_Short task_
Find the word "this" in the material below and gather every line that contains it.
___ Data entries ___
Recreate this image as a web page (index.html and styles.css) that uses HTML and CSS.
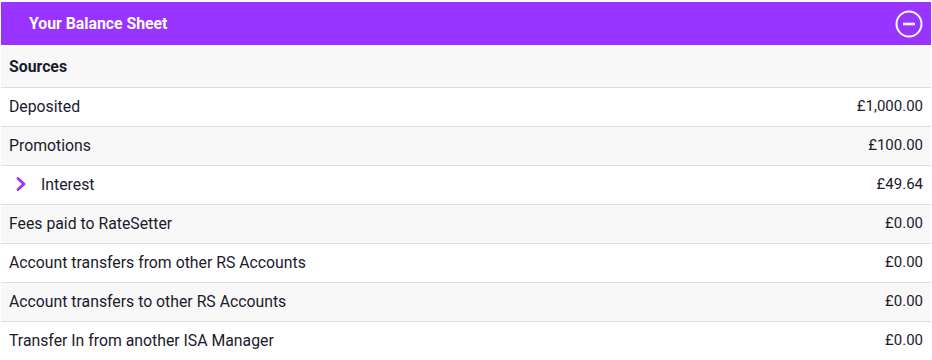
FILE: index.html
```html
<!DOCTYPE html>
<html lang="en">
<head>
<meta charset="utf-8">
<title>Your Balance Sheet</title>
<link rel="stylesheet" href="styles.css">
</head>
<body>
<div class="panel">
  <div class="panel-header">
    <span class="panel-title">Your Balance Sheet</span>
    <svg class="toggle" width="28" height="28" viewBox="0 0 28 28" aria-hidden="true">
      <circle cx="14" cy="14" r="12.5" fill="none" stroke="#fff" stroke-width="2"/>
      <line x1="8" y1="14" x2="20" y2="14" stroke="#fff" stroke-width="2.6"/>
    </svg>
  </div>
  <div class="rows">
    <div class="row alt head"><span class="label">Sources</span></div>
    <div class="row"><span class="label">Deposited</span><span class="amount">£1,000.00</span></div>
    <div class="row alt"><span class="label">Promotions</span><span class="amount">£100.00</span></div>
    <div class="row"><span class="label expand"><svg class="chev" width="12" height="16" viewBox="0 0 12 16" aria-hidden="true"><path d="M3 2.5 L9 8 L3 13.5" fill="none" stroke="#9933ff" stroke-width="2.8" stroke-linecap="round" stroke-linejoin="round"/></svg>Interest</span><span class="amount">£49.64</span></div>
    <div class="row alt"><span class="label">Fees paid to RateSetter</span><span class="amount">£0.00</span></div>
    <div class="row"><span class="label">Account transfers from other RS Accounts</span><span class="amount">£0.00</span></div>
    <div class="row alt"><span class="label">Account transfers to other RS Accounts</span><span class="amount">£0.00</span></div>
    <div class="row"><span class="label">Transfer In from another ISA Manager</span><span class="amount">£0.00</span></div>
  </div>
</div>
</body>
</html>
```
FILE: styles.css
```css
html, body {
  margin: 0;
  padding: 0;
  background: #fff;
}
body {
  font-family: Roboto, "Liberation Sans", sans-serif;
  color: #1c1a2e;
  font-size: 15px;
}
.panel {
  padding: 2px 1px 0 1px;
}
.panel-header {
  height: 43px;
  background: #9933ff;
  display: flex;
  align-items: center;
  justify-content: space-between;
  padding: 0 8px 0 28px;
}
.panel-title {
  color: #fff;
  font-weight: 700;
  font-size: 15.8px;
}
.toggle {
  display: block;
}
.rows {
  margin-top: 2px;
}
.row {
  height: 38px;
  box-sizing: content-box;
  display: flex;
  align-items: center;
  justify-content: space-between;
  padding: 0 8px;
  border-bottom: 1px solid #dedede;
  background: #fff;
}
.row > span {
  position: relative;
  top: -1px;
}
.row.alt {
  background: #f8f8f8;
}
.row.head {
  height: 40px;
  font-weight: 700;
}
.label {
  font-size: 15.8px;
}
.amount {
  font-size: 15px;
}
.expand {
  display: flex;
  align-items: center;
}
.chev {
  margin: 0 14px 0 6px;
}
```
___
___ Data entries ___
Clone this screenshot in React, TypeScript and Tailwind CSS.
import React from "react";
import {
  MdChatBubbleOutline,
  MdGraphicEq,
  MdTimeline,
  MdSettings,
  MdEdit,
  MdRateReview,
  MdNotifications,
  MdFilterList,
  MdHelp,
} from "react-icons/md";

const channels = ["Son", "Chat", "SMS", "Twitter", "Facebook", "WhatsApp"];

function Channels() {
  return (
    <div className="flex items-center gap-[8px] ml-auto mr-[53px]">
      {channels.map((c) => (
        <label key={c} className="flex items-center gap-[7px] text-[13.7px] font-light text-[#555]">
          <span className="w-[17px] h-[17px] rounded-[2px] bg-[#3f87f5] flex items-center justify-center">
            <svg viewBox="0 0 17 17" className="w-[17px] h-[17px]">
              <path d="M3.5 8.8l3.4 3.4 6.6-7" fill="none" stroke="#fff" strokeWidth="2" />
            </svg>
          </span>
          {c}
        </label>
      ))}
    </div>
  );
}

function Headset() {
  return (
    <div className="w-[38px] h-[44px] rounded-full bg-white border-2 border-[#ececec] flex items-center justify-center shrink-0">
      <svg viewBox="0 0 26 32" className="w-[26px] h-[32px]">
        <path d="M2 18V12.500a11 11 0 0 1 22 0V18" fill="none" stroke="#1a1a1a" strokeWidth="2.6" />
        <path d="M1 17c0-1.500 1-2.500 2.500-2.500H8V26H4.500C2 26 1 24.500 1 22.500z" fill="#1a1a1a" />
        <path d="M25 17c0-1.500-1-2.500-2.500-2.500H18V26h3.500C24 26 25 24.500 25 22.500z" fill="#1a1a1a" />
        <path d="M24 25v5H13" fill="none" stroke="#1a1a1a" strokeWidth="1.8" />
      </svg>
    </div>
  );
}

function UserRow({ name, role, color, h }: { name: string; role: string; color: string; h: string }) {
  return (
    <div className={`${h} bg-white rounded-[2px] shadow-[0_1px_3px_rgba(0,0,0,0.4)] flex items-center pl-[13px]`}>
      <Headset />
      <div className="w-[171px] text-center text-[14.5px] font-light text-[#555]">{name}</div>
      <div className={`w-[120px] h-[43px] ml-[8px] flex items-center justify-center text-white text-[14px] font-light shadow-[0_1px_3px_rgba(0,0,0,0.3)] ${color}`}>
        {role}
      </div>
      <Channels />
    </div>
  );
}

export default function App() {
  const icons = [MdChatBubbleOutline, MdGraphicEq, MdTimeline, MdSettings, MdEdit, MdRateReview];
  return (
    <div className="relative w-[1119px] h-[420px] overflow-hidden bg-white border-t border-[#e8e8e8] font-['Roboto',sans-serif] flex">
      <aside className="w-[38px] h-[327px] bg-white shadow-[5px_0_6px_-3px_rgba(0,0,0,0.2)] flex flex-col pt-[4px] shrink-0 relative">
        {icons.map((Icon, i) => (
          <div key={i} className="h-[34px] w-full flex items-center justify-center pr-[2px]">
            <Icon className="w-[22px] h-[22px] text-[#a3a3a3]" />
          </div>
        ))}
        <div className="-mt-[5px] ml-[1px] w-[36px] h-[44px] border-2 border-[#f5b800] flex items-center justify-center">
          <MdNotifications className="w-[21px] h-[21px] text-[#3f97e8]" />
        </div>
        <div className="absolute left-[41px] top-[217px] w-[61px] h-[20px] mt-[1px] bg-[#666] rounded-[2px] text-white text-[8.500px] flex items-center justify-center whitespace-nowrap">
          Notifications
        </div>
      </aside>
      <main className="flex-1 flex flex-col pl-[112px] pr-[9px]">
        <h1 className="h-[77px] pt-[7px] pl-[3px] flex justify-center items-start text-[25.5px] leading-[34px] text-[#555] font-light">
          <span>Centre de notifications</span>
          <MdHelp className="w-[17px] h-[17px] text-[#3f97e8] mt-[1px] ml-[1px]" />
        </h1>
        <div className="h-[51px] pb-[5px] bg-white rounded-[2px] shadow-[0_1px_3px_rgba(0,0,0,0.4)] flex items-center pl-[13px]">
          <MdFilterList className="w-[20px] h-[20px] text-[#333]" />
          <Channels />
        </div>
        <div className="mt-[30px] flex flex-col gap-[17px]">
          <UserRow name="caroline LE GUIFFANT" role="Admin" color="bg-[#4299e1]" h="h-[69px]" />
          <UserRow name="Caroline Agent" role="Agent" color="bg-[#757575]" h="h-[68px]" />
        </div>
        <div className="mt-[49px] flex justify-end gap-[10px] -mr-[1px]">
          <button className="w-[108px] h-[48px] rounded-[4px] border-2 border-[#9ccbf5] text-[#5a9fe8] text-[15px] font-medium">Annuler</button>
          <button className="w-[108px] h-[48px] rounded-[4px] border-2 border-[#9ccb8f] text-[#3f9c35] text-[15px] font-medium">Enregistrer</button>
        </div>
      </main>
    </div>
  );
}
___
_Written solution_
Recreate this image as a web page (index.html and styles.css) that uses HTML and CSS.
Clone this screenshot in React, TypeScript and Tailwind CSS.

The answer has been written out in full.